Taken from http://www.epipoca.com.br/
By Rubens Edwald Filho
Translated by Luciana


This film opened the Berlin Festival 2001 and was not a success in the United States. It has a more European sensibility and is made in English by the French director Annaud ("Quest for Fire", "The Name of the Rose", "The Lover", "The Bear". It tells a real story: the screenwriters, in this case also the director, had access to the Russian archives that told the legendary stories of Vassili Zaitsev, (sometimes with contradictory accounts), although the original title has been taken from a book by William Craig (not credited). The result is more a suspense movie than war itself, with interesting moments. It is, however, damaged by an excessively long account and by some banal dialogues and clichés. In spite of that, the overall result pleased me.

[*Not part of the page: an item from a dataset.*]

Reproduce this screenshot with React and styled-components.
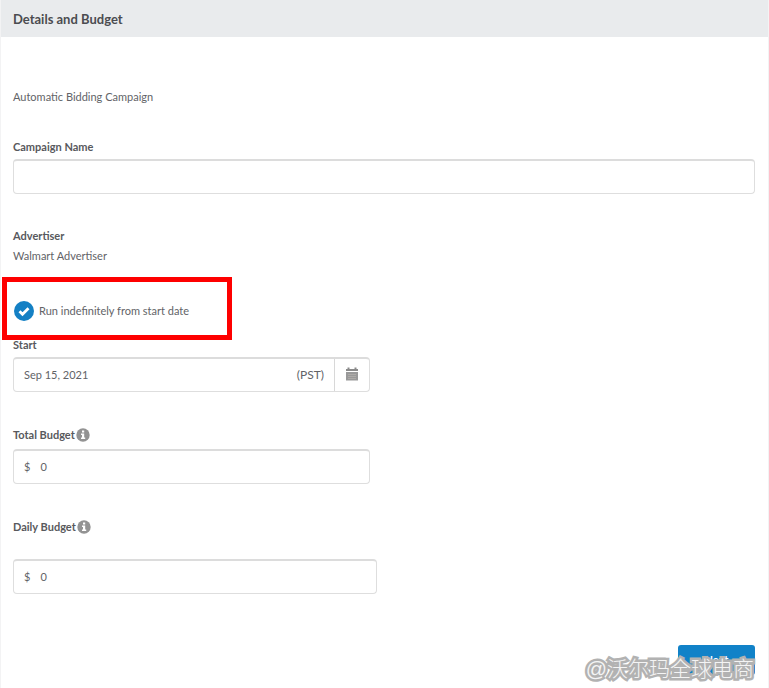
import React from "react";
import styled, { createGlobalStyle } from "styled-components";

const GlobalStyle = createGlobalStyle`
  *, *::before, *::after { box-sizing: border-box; }
  body {
    margin: 0;
    background: #fff;
    color: #626367;
    font-family: Lato, "Noto Sans CJK SC", sans-serif;
    font-size: 11px;
    line-height: 16px;
  }
  input, button { font: inherit; color: inherit; }
`;

const Panel = styled.main`
  border: solid #f3f3f4;
  border-width: 0 1px;
  min-height: 100vh;
`;

const Header = styled.header`
  padding: 9px 12px 8px;
  background: #e9ebed;
`;

const Title = styled.h1`
  margin: 0;
  font-size: 13px;
  line-height: 20px;
  font-weight: 700;
  color: #4b4c50;
`;

const Form = styled.form`
  display: flex;
  flex-direction: column;
  align-items: flex-start;
  padding: 52px 13px 0 12px;
`;

const Note = styled.p`
  margin: 0;
`;

const Field = styled.div`
  display: flex;
  flex-direction: column;
  gap: ${(p) => p.$gap || 4}px;
  width: 100%;
  max-width: ${(p) => p.$max || "none"};
  margin-top: ${(p) => p.$top || 0}px;
`;

const LabelRow = styled.div`
  display: flex;
  align-items: center;
  gap: 1px;
`;

const Label = styled.label`
  font-weight: 700;
  color: #58595d;
`;

const Box = styled.div`
  display: flex;
  align-items: stretch;
  height: 35px;
  border: 1px solid #dedede;
  border-top: 2px solid #dcdcdc;
  border-radius: 4px;
  background: #fff;
`;

const Input = styled.input`
  flex: 1;
  min-width: 0;
  border: 0;
  outline: 0;
  padding: 0 10px;
  background: transparent;
`;

const Prefix = styled.span`
  align-self: center;
  padding-left: 10px;
`;

const Suffix = styled.span`
  align-self: center;
  padding-right: 10px;
  font-size: 12px;
`;

const CalendarButton = styled.button`
  display: grid;
  place-items: center;
  width: 35px;
  padding: 0 0 2px;
  border: 0;
  border-left: 1px solid #d8d8d8;
  background: transparent;
`;

const Highlight = styled.div`
  display: flex;
  align-items: center;
  width: 230px;
  height: 63px;
  margin: 13px 0 0 -11px;
  padding: 4px 0 0 7px;
  border: 5px solid #fe0000;
`;

const CheckLabel = styled.label`
  display: flex;
  align-items: center;
  gap: 5px;
`;

const Check = styled.input`
  appearance: none;
  position: absolute;
  width: 20px;
  height: 20px;
  margin: 0;
`;

const InfoButton = styled.button`
  display: flex;
  padding: 0;
  border: 0;
  background: transparent;
`;

const Footer = styled.footer`
  position: relative;
  display: flex;
  justify-content: flex-end;
  width: 100%;
  margin-top: 51px;
`;

const NextButton = styled.button`
  width: 77px;
  height: 30px;
  padding: 0;
  border: 0;
  border-radius: 3px;
  background: #1182c8;
  color: #fff;
  font-weight: 700;
`;

const Watermark = styled.span`
  position: absolute;
  right: 1px;
  top: 9px;
  font-family: "Liberation Sans", "Noto Sans CJK SC", sans-serif;
  font-size: 21px;
  font-weight: 300;
  line-height: 30px;
  white-space: nowrap;
  color: #f4f4f4;
  paint-order: stroke fill;
  -webkit-text-stroke: 5px #b2b2b2;
  pointer-events: none;
`;

function CheckIcon() {
  return (
    <svg width="20" height="20" viewBox="0 0 20 20" aria-hidden="true">
      <circle cx="10" cy="10" r="10" fill="#1480c4" />
      <path d="M5.5 10.2l3 3 6-6" fill="none" stroke="#fff" strokeWidth="2.8" />
    </svg>
  );
}

function InfoIcon() {
  return (
    <svg width="14" height="14" viewBox="0 0 14 14" aria-hidden="true">
      <circle cx="7" cy="7" r="6.7" fill="#939393" />
      <path d="M6 2.5h2.2v2H6zM5 5.6h3.2v3.8h1V11H5V9.4h1V7.1H5z" fill="#fff" />
    </svg>
  );
}

function CalendarIcon() {
  return (
    <svg width="14" height="14" viewBox="0 0 14 14" aria-hidden="true">
      <path d="M1 2h1.5V.5h2V2h5V.5h2V2H13v2H1z" fill="#8b8b8b" />
      <path d="M1 5h12v8.5H1z" fill="#999" />
      <path d="M3 7.5h8M3 9.5h8M3 11.5h8" stroke="#b4b0ac" strokeWidth=".8" />
    </svg>
  );
}

function BudgetField({ id, label, gap, max, top }) {
  return (
    <Field $gap={gap} $max={max} $top={top}>
      <LabelRow>
        <Label htmlFor={id}>{label}</Label>
        <InfoButton type="button" aria-label={`About ${label}`}>
          <InfoIcon />
        </InfoButton>
      </LabelRow>
      <Box>
        <Prefix>$</Prefix>
        <Input id={id} defaultValue="0" />
      </Box>
    </Field>
  );
}

export default function App() {
  return (
    <>
      <GlobalStyle />
      <Panel>
        <Header>
          <Title>Details and Budget</Title>
        </Header>
        <Form>
          <Note>Automatic Bidding Campaign</Note>
          <Field $top={34}>
            <Label htmlFor="name">Campaign Name</Label>
            <Box>
              <Input id="name" />
            </Box>
          </Field>
          <Field $top={34}>
            <Label as="strong">Advertiser</Label>
            <Note>Walmart Advertiser</Note>
          </Field>
          <Highlight>
            <CheckLabel>
              <Check type="checkbox" defaultChecked />
              <CheckIcon />
              Run indefinitely from start date
            </CheckLabel>
          </Highlight>
          <Field $max="357px" $top={-3}>
            <Label htmlFor="start">Start</Label>
            <Box>
              <Input id="start" defaultValue="Sep 15, 2021" />
              <Suffix>(PST)</Suffix>
              <CalendarButton type="button" aria-label="Choose start date">
                <CalendarIcon />
              </CalendarButton>
            </Box>
          </Field>
          <BudgetField id="total" label="Total Budget" gap={6} max="357px" top={35} />
          <BudgetField id="daily" label="Daily Budget" gap={24} max="364px" top={35} />
          <Footer>
            <NextButton type="button">Next</NextButton>
            <Watermark>@沃尔玛全球电商</Watermark>
          </Footer>
        </Form>
      </Panel>
    </>
  );
}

It is evident that all the initial sequence, shot in Germany, has been inspired by "Saving Private Ryan" and, even though it is quite strong, it is still inferior. The movie shows, more as a background than anything else, the famous Battle for Stalingrad (1942-1943), a turning point in World War II, when Hitler's Nazi war machine suffered its first defeat from the Soviet army, which bravely resisted in a city almost totally destroyed. For anyone looking for a more accurate account of the facts, it is better to see "Stalingrad" by Joseph Vilsmaier, a German movie from 1993 which reproduced the facts with more emphasis. In Annaud's movie, you don't even get to see the city and its inhabitants properly, and they are used merely as a background to what really interests the director -- telling the story of the duel between two franctireurs.

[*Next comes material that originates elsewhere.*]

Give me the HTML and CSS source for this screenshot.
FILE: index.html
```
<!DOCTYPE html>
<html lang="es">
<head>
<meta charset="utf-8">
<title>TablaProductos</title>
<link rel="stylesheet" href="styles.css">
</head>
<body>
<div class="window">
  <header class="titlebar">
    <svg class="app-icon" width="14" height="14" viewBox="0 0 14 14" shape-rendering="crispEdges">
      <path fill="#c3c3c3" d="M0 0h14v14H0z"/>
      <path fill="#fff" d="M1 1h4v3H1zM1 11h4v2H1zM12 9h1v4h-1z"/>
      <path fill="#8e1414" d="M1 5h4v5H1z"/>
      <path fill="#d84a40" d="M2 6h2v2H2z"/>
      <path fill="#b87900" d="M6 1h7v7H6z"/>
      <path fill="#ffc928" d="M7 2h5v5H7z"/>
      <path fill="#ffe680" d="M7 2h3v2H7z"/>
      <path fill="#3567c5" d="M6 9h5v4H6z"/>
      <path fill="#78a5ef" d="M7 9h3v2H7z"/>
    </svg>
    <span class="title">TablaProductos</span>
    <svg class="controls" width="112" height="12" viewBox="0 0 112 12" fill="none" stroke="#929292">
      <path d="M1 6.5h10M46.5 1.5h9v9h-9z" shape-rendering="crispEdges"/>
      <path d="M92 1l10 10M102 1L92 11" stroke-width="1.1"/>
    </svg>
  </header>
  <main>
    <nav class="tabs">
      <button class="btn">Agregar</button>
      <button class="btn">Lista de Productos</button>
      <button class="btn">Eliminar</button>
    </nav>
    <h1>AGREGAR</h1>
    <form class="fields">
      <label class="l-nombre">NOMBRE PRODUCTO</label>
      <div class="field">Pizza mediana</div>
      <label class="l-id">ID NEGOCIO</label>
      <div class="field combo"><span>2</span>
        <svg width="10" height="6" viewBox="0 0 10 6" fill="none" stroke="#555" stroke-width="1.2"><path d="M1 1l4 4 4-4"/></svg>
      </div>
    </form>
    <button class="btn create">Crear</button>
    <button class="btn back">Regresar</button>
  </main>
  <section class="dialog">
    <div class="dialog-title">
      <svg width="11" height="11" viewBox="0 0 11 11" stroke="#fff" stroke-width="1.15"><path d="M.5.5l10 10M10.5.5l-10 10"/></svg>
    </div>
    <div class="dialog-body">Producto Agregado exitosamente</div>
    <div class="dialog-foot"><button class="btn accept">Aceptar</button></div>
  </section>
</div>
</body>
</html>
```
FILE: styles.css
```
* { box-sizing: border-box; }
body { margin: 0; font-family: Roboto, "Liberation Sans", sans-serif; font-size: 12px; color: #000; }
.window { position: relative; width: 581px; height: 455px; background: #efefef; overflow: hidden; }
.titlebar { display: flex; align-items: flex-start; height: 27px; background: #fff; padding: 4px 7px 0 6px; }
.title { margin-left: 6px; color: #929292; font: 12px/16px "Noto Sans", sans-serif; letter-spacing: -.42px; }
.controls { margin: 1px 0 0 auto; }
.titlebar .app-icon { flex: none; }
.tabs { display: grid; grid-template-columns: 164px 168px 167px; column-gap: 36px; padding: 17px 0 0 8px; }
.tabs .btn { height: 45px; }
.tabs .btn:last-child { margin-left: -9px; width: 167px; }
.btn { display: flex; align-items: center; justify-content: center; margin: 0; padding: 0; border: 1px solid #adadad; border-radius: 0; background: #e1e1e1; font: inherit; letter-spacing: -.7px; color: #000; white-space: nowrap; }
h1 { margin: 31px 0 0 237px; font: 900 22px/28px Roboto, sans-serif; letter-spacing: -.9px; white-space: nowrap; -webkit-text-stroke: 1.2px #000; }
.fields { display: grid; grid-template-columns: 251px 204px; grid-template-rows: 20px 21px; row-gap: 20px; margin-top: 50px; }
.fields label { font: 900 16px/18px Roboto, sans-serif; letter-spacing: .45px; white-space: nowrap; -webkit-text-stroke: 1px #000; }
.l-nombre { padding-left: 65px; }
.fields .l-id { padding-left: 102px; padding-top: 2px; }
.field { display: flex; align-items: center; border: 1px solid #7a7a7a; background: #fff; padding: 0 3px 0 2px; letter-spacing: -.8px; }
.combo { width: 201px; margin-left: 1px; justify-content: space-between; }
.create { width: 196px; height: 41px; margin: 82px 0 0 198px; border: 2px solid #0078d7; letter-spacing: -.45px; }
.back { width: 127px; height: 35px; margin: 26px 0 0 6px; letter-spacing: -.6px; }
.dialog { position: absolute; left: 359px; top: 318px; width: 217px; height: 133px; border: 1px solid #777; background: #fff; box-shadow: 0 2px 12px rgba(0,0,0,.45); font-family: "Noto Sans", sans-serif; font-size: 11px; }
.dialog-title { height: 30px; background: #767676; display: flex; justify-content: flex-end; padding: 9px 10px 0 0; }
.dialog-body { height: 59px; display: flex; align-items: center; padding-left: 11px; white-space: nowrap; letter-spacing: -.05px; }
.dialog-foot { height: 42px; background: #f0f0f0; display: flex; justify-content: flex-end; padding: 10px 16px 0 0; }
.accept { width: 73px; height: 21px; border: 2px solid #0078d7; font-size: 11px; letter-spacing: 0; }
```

At any rate, in the first sequence you can already observe the massacre when they try to cross the Volga, and Soviet soldiers shooting their own troops, coldly executing them as deserters. Among them is a young man who came from the Urals where he had learned to be a hunter with his grandfather, Vassili (English actor Jude Law, Academy Award nominee for "The Talented Mr. Ripley", who once more uses his beautiful blue eyes). After escaping the massacre almost by chance, Vassili meets Danilov (Joseph Fiennes, from "Shakespeare in Love", also English, since for some reason all the Russian characters are played by British actors), an officer in charge of the propaganda who comes up with the idea of making Vassili an idol, a hero, and thus boosting the moral among the troops under siege.

Thus, they make a big fuss each time he kills a Nazi officer, for the joy of the Soviet chief trying to control the catastrophe. In this case Nikita Kruschev (played by another English actor, Bob Hoskins) who, as we remember, would later get to be the Soviet Prime Minister, after being the first to denounce Stalin's immoderation.

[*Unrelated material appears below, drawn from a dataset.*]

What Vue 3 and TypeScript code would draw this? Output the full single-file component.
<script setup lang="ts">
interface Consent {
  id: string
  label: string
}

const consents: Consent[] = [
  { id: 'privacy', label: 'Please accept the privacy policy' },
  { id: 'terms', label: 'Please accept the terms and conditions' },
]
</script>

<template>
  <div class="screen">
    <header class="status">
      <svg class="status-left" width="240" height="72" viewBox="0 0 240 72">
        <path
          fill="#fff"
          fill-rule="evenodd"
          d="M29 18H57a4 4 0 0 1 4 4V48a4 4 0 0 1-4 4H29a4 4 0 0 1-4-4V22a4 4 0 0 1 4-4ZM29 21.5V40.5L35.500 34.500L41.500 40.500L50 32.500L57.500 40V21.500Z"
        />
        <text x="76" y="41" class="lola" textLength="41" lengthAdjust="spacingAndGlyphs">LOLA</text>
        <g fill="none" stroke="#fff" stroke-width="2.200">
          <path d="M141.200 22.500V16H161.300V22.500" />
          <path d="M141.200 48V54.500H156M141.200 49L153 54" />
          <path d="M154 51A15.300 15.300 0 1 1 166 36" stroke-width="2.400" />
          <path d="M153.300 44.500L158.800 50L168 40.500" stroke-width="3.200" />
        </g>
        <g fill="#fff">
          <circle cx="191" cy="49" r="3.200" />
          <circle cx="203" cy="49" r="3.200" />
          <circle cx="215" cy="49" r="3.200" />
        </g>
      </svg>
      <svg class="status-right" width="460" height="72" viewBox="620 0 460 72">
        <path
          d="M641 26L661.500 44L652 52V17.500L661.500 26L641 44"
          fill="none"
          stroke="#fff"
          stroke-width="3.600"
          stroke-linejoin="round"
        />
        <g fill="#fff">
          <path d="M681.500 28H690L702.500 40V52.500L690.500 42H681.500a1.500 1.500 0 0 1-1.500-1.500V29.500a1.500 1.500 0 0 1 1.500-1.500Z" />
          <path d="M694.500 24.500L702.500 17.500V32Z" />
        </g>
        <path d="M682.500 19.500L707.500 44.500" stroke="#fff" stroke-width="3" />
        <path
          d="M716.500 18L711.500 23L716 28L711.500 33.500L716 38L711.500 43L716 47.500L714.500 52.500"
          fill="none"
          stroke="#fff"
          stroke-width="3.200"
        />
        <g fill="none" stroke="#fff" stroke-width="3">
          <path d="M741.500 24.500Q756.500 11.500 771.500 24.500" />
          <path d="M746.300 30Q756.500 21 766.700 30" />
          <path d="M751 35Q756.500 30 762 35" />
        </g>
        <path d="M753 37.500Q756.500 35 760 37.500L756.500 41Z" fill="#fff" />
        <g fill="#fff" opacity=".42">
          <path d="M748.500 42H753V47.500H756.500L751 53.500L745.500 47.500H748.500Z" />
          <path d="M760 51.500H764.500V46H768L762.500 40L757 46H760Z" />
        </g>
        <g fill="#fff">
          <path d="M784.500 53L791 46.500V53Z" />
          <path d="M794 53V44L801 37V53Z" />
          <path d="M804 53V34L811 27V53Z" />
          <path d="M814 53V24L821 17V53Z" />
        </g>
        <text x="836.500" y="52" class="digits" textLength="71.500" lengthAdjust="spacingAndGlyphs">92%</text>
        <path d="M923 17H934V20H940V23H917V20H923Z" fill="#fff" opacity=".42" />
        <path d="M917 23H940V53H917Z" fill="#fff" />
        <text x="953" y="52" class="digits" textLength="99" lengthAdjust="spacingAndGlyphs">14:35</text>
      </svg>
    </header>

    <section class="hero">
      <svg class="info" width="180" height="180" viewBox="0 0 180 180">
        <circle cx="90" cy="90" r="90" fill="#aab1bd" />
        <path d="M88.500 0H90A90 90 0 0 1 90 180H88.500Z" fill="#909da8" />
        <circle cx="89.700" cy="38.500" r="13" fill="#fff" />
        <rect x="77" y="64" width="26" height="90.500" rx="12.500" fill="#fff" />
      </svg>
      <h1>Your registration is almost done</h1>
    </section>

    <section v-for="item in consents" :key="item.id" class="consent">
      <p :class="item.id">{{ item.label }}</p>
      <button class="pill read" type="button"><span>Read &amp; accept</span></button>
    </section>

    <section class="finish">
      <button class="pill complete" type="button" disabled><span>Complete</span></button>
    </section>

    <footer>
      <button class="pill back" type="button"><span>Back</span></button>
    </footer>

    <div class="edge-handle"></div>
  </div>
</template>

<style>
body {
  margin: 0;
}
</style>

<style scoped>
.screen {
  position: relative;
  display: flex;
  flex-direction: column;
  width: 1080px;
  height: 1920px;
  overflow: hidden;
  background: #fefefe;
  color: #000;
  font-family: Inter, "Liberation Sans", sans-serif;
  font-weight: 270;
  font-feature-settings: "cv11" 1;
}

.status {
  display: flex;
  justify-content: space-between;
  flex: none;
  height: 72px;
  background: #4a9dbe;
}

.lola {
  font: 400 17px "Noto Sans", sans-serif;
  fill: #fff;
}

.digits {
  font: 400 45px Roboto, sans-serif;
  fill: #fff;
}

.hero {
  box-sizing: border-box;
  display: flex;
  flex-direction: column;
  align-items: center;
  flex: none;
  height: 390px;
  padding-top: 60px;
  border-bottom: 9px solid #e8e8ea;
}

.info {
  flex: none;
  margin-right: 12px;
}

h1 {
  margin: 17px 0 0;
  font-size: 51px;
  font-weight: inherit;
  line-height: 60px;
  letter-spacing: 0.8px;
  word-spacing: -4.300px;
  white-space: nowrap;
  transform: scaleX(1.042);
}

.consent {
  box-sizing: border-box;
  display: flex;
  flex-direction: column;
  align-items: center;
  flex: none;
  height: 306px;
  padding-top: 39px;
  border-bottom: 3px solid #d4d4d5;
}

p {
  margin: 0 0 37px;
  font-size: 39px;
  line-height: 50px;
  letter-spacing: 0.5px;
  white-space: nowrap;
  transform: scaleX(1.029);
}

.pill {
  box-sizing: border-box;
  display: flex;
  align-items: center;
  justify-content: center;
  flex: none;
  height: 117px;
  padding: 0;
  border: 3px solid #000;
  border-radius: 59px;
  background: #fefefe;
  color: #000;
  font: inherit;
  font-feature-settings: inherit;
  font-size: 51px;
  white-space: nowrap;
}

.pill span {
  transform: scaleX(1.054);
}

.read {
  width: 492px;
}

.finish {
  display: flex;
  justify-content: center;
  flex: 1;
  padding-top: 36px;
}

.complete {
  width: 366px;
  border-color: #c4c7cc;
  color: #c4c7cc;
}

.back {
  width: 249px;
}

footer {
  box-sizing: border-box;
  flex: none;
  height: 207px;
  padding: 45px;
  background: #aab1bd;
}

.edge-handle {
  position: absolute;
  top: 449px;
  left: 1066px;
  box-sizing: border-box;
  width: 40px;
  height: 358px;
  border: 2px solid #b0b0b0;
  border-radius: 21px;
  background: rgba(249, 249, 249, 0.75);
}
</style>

There isn't an attempt to deepen the character of the hero, always shown superficially as a cute, simple-minded young man who ends up forming an affected love triangle when he meets a Jewish intellectual young woman (Rachel), also involved in the fight. Obviously, they both have an affair that greatly displeases Danilov (the low point in the movie is Danilov's speech against communism, where Annaud wastes Fiennes' talent in a reasoning that is not justifiable for the character and for that time, exalting the differences and not the equality).

But after twenty minutes of screening, the film grows when its best actor appears, Ed Harris, who plays the Nazi officer sent to kill Vassili (Harris was one of the nominees for best actor in the Academy Awards for "Pollock", which he also directed). A charismatic and discreet presence, speaking as little as possible and dropping a number of implications, even in his relationship with the boy who shines his boots and later becomes a spy.

This is the essence of the movie, when Vassili is no longer the hunter but rather is hunted, in three or four sequences which are almost all visual, with a lot of suspense and in which they face each other (something that almost turns into a western duel). Since the lamentable phenomenon of the franctireur is still nowadays a tragical fact (in the Balkans and Sarajevo), this increases the intensity of the situation.

Directed by Annaud in his usual way, that is, without a particular style, better in the visual than in the dialogues, "Enemy at the Gates" is far from being a great war movie, but it works as a suspense, as long as its evident flaws are excused.